Anvar Sarygulov is a Researcher at Bright Blue and co-author of ‘Helping hand? Improving Universal Credit’.

Universal Credit has become a frequent guest of the nation’s front pages and headlines. A reform that once had cross-party consensus, it has been beset by delays, amendments and court challenges. There is no shortage of horror stories and bad experiences that paint a grim picture of the new welfare system.

Bright Blue’s new report, Helping hand? Improving Universal Credit, suggests a more complex reality. Based on forty in-depth interviews with a broadly representative sample of current claimants, our research finds that most claimants are in fact adapting to and coping with key and unique design elements of Universal Credit.

They are happy with the simpler system, where they receive a single benefit payment instead of many and where they only have to interact with one government department. They particularly rate the advice and support they receive from work coaches.

But things still do go wrong, and they go wrong far too often. Our research underscores that a significant minority of claimants are not served well by key design elements of this new system, especially older people, the long-term unemployed, the self-employed, and people with physical and mental health problems.

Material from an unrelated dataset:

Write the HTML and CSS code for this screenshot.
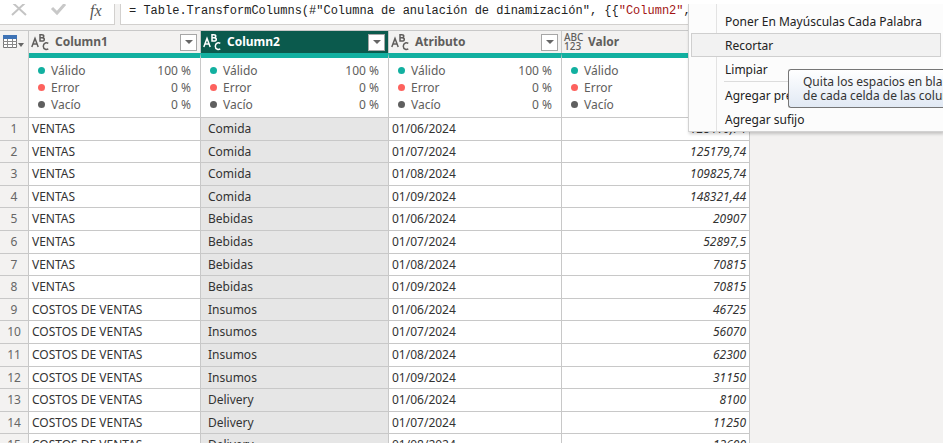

By the end of 2023, approximately seven million households will be receiving Universal Credit. At the current rate of dissatisfaction, hundreds and thousands of households will be struggling on Universal Credit. The Government must do better.

First, there is widespread struggle with the initial waiting period of at least five weeks for the first Universal Credit award payment. Very few low-income households are able to cope for such a long time on their own. Friends and family, food banks, and payday loan firms are frequent sources of assistance. Most of our interviewees had taken out ‘advance payments’ to cover this period, which are offered by the Department for Work and Pensions (DWP) and repaid through future UC awards. Too often, debt problems and rent arrears develop in this initial waiting period that cause persistent financial difficulties.

We recommend that the Government offer all claimants an upfront ‘helping hand’ payment when they first start on Universal Credit, which would be equivalent to one week of their monthly UC award payment.

Unlike the existing system of advance payments, this would not be repayable. This could alleviate the financial impact of the delay for the initial award payment, improve take-up of Universal Credit, generate goodwill when a claimant first accesses Universal Credit, and improve impressions of Universal Credit during the current, critical roll-out period.

Second, evidence from our interviews suggests that award payments, especially the first payment, are not being paid on time due to administrative errors. Worryingly, roughly a third of our interviewees did not actually receive their initial UC award payment on time. Considering the already precarious financial situation of many claimants, even minor delays by DWP can easily create severe difficulties.

When an individual starts claiming Universal Credit, they have to agree to a ‘claimant commitment’, which states their obligations. If claimants fail to fulfil their obligations, they face consequences in the form of sanctions.

Hence, we recommend that the ‘claimant commitment’ should also include the obligations of DWP, especially on payment timeliness, and a clear path to financial compensation for claimants when DWP fails to meet them. By being explicit about DWP’s responsibilities and consequences, the system will be underpinned by a principal of reciprocity.

Finally, it is vital that the generally positive feedback claimants are giving about work coaches is sustained. As of March 2018, work coaches had an average caseload of 85 claimants. By 2024-25, the National Audit Office has forecast this will increase dramatically to 373. Such a dramatic expansion in caseload risks jeopardising the generally positive relationships which have characterised claimants’ experiences of Universal Credit to date and, ultimately, the success of Universal Credit in improving employment rates. We therefore recommend capping the number of Universal Credit claimants a work coach can be assigned.

Nonetheless, many people with physical and mental health problems report receiving substandard support from their work coaches. As of July 2018, there were 458 full-time-equivalent disability advisers across 637 Jobcentre Plus’s. The Government should ensure that there is a disability and mental health specialist employment adviser in every Jobcentre Plus. These specialists can provide training and guidance to work coaches to ensure that they approach individuals with physical and mental health problems correctly.

To the Government’s credit, it has been listening. In the last few years, it has reduced the initial waiting period from at least six weeks to five, reduced the overall Universal Credit taper rate, increased existing work allowances, and introduced run-on payments of existing benefits for all people transitioning to Universal Credit.

However, too many claimants are struggling with key design elements of Universal Credit. This new welfare system still can and should be improved.